'''

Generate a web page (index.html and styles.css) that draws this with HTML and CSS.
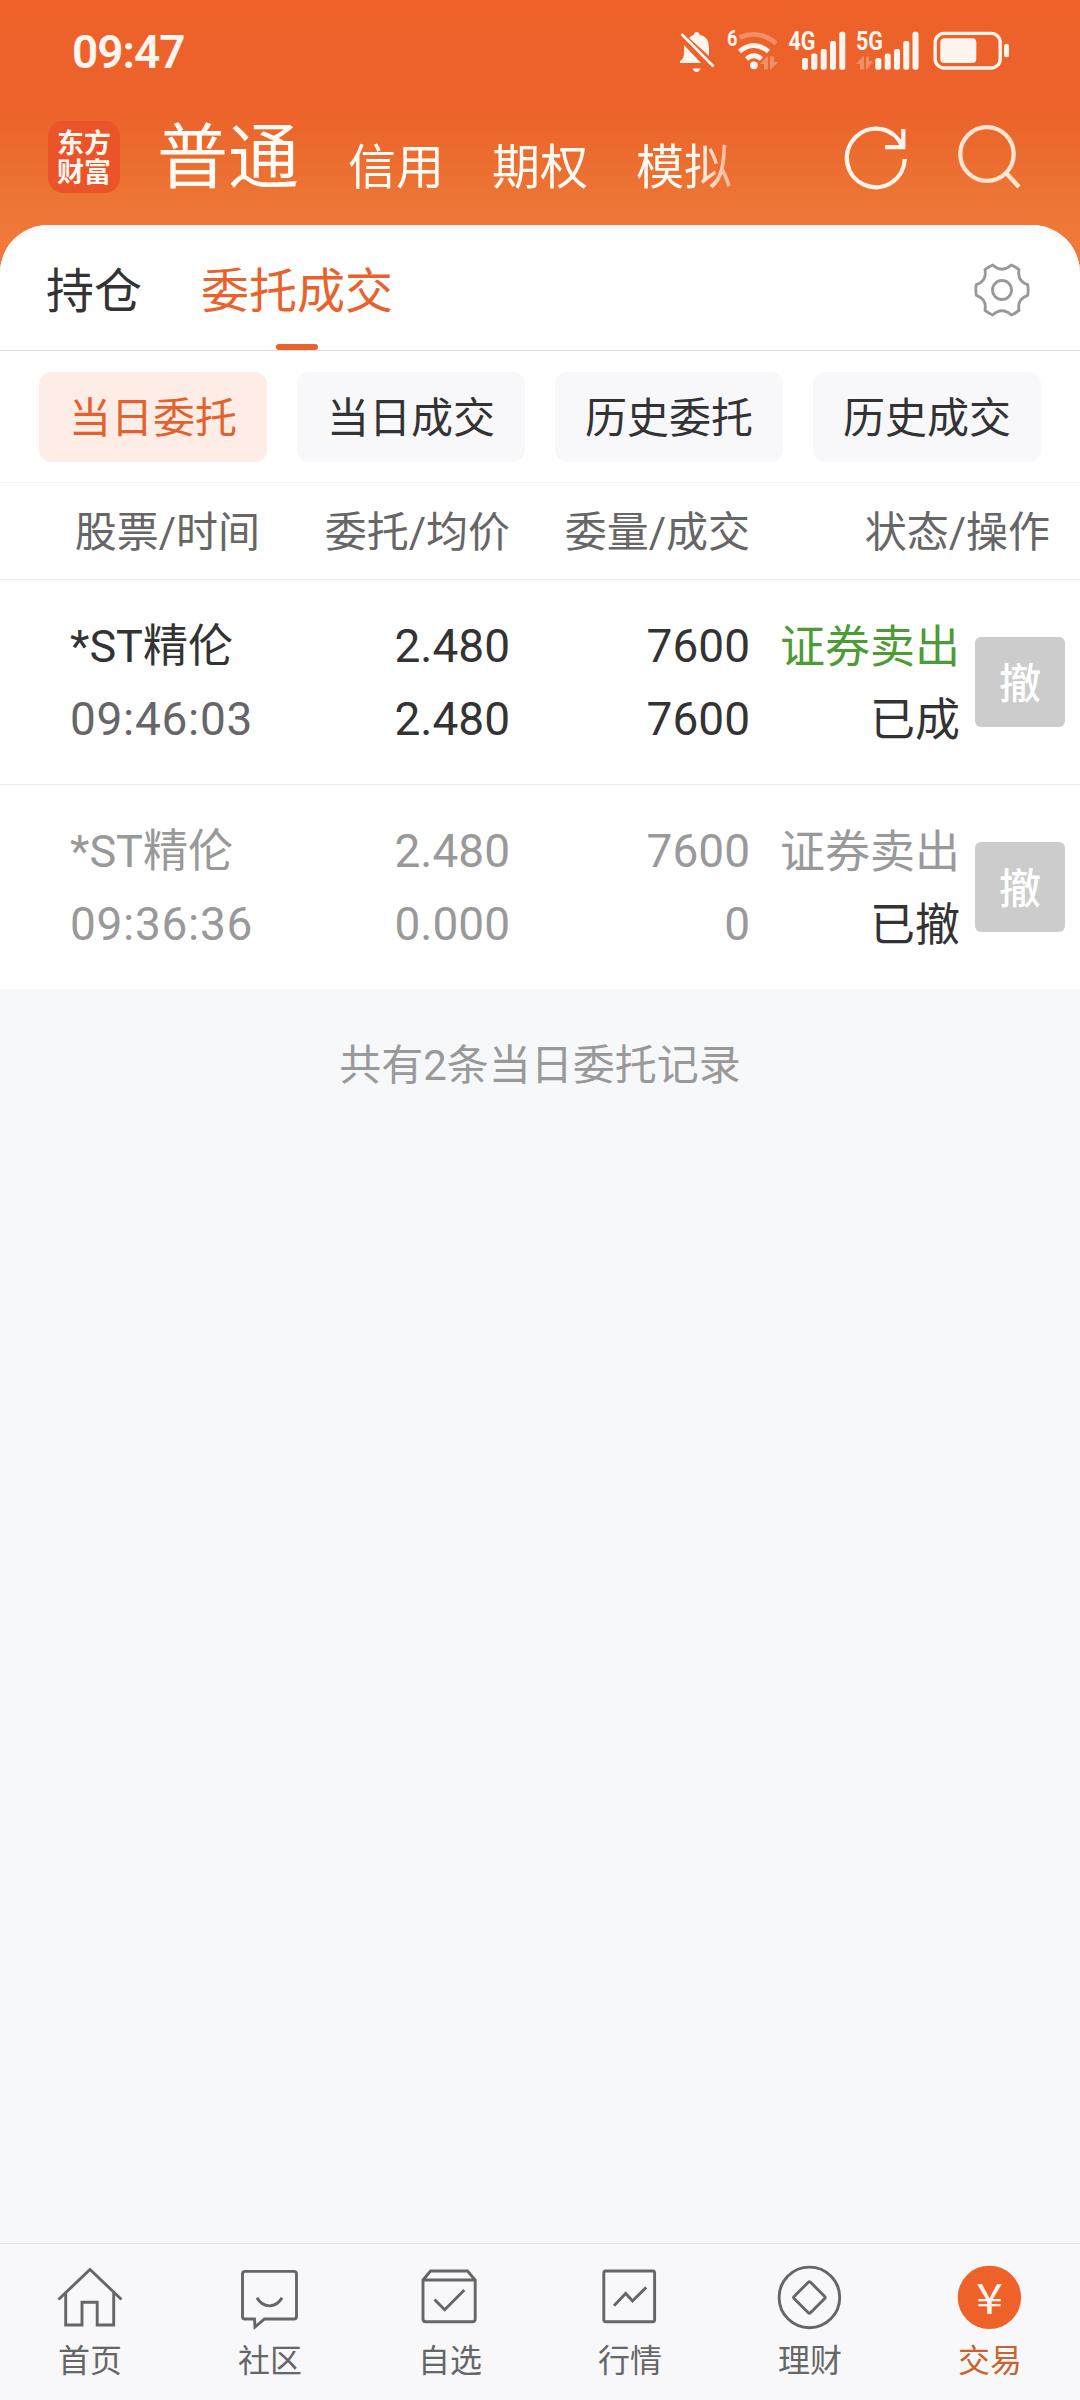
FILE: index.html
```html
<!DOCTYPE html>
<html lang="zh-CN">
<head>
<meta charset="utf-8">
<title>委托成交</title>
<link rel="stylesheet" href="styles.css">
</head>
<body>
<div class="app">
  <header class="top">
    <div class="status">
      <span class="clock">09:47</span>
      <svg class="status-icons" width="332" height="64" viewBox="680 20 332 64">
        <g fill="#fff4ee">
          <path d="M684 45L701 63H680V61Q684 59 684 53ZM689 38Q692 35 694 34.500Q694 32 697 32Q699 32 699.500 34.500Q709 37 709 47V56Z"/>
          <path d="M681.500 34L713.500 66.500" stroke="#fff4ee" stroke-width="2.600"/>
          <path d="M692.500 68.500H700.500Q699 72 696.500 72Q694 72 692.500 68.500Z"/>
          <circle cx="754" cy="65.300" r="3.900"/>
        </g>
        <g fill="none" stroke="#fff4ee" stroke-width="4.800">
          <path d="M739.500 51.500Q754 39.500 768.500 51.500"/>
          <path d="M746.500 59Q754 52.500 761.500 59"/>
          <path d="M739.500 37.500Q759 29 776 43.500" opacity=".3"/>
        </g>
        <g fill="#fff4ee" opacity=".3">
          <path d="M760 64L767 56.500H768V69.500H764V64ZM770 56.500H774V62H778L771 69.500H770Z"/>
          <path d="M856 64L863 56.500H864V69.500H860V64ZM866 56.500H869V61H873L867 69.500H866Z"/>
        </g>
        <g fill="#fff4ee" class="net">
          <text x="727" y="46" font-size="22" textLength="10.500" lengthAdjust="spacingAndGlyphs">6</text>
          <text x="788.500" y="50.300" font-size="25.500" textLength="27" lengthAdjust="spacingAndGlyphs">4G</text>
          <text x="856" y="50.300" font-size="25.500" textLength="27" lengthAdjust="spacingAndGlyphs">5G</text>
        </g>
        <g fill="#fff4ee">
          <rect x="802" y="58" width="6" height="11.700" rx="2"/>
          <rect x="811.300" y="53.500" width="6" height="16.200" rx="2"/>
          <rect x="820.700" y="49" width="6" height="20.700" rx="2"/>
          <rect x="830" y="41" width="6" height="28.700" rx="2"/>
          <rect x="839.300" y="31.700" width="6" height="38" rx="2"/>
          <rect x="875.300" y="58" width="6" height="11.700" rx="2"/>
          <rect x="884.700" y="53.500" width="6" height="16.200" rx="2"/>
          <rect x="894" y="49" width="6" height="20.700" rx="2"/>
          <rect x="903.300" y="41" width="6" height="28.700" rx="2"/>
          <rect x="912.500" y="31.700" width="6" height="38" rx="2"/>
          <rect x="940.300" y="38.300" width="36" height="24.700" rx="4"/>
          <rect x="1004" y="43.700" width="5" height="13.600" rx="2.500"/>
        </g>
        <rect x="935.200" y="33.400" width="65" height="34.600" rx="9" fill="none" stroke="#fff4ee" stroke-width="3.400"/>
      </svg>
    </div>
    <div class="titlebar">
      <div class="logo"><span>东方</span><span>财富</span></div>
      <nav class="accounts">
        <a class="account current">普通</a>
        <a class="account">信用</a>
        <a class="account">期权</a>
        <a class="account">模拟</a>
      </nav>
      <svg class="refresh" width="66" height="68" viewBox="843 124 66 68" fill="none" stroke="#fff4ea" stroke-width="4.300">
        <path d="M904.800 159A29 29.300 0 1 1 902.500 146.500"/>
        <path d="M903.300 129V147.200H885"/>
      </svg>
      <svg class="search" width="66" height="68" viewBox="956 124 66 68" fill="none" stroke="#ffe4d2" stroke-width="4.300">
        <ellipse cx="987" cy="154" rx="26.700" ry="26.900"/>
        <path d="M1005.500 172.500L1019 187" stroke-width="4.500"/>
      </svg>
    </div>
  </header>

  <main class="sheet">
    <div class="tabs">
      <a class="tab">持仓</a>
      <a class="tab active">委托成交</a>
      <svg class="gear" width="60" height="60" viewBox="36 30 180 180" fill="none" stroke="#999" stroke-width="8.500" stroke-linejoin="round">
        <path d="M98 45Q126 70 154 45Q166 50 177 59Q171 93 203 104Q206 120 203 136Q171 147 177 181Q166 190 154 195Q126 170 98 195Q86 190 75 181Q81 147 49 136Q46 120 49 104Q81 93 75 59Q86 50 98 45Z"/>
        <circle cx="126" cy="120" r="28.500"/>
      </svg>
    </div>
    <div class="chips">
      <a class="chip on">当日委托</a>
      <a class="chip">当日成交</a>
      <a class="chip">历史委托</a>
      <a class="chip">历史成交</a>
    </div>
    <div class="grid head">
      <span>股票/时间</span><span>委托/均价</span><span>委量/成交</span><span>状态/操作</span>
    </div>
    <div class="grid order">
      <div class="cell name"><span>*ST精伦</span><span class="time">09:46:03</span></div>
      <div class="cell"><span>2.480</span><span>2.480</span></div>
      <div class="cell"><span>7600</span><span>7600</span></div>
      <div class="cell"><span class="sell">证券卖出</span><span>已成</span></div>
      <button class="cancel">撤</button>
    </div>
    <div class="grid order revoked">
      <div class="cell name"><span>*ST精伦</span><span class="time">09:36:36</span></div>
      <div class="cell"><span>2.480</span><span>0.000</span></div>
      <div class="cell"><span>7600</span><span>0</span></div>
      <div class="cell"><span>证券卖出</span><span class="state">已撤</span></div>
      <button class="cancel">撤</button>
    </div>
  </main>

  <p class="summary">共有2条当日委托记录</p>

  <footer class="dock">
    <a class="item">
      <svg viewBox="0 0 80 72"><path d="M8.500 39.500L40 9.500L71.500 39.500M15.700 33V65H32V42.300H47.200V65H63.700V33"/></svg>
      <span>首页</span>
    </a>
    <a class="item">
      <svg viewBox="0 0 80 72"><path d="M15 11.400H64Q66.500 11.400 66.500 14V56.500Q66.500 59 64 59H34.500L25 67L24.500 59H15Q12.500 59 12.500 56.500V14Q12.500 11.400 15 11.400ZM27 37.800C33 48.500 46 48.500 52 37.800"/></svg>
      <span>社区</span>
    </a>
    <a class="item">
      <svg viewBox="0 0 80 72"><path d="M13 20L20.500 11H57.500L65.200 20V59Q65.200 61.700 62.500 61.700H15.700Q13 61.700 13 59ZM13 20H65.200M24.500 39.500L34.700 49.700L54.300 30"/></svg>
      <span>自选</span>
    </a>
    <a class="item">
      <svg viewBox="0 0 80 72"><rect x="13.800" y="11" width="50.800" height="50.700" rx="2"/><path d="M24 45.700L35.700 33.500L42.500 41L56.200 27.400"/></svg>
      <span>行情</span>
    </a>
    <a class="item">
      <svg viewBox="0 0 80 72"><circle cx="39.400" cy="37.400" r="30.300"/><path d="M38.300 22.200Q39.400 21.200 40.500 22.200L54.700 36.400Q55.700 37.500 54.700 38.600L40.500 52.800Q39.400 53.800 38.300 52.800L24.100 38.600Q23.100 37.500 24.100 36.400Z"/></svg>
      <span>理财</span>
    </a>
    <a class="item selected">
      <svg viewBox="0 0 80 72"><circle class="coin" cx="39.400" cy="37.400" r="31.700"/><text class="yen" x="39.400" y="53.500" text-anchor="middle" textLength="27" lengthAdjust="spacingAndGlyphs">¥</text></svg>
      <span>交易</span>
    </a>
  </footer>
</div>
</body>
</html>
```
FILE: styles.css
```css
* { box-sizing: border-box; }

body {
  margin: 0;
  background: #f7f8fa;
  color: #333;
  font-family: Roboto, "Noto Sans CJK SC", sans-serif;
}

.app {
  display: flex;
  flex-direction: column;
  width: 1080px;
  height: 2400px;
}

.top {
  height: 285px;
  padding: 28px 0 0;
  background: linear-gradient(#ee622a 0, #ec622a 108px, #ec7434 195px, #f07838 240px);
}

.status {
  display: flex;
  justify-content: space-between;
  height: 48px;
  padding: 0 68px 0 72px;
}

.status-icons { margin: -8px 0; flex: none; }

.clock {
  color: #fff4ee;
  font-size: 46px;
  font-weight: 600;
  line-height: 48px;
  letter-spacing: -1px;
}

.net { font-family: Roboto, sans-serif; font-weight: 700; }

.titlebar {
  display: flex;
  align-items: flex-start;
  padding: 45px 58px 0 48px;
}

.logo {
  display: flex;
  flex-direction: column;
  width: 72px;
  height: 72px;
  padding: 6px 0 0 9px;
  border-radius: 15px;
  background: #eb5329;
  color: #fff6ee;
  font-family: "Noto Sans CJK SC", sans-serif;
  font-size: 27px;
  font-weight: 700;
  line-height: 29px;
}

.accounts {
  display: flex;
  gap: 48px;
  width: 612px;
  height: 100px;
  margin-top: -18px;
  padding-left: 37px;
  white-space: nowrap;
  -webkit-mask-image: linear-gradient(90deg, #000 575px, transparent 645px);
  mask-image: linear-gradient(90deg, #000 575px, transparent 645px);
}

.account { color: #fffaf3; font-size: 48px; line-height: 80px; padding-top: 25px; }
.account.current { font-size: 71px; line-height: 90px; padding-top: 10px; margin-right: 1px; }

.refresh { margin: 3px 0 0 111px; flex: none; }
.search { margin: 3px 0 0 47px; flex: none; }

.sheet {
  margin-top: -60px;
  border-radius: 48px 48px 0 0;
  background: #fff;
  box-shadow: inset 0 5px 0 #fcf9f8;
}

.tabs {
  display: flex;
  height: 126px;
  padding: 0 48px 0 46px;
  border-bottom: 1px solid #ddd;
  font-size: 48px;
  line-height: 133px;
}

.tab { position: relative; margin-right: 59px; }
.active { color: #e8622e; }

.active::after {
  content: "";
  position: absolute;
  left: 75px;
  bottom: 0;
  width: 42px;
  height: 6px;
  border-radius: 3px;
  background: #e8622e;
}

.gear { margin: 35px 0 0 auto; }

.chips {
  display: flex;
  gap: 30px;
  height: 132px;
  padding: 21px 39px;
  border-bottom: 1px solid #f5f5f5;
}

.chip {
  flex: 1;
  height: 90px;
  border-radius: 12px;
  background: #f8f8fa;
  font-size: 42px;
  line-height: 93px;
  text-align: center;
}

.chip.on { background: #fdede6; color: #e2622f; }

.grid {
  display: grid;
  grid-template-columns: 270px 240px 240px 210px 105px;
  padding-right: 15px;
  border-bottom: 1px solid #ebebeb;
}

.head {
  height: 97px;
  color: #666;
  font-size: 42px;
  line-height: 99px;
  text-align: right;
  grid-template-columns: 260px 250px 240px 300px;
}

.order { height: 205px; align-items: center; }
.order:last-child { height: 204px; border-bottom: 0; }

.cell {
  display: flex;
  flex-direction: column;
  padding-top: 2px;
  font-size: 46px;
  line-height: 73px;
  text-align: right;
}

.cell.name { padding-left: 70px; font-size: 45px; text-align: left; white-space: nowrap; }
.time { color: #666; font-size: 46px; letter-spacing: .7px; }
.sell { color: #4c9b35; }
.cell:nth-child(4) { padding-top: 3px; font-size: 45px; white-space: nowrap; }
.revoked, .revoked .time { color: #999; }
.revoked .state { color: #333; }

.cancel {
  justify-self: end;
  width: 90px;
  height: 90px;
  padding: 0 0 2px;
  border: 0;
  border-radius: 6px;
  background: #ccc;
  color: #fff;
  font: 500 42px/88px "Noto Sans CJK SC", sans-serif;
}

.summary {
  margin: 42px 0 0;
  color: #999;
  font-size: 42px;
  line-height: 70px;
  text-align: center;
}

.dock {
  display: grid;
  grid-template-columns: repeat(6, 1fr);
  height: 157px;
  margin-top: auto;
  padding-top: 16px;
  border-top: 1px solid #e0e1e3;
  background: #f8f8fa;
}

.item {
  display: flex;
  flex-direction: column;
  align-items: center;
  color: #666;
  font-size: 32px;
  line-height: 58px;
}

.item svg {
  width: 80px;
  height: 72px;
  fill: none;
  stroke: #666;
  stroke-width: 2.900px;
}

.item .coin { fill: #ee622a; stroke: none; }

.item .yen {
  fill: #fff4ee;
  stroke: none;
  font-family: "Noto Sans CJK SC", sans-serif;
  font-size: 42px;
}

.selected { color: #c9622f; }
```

'''

Request
Show the lines of the data that hold the word "styles".

In response
Generate a web page (index.html and styles.css) that draws this with HTML and CSS.
<link rel="stylesheet" href="styles.css">
FILE: styles.css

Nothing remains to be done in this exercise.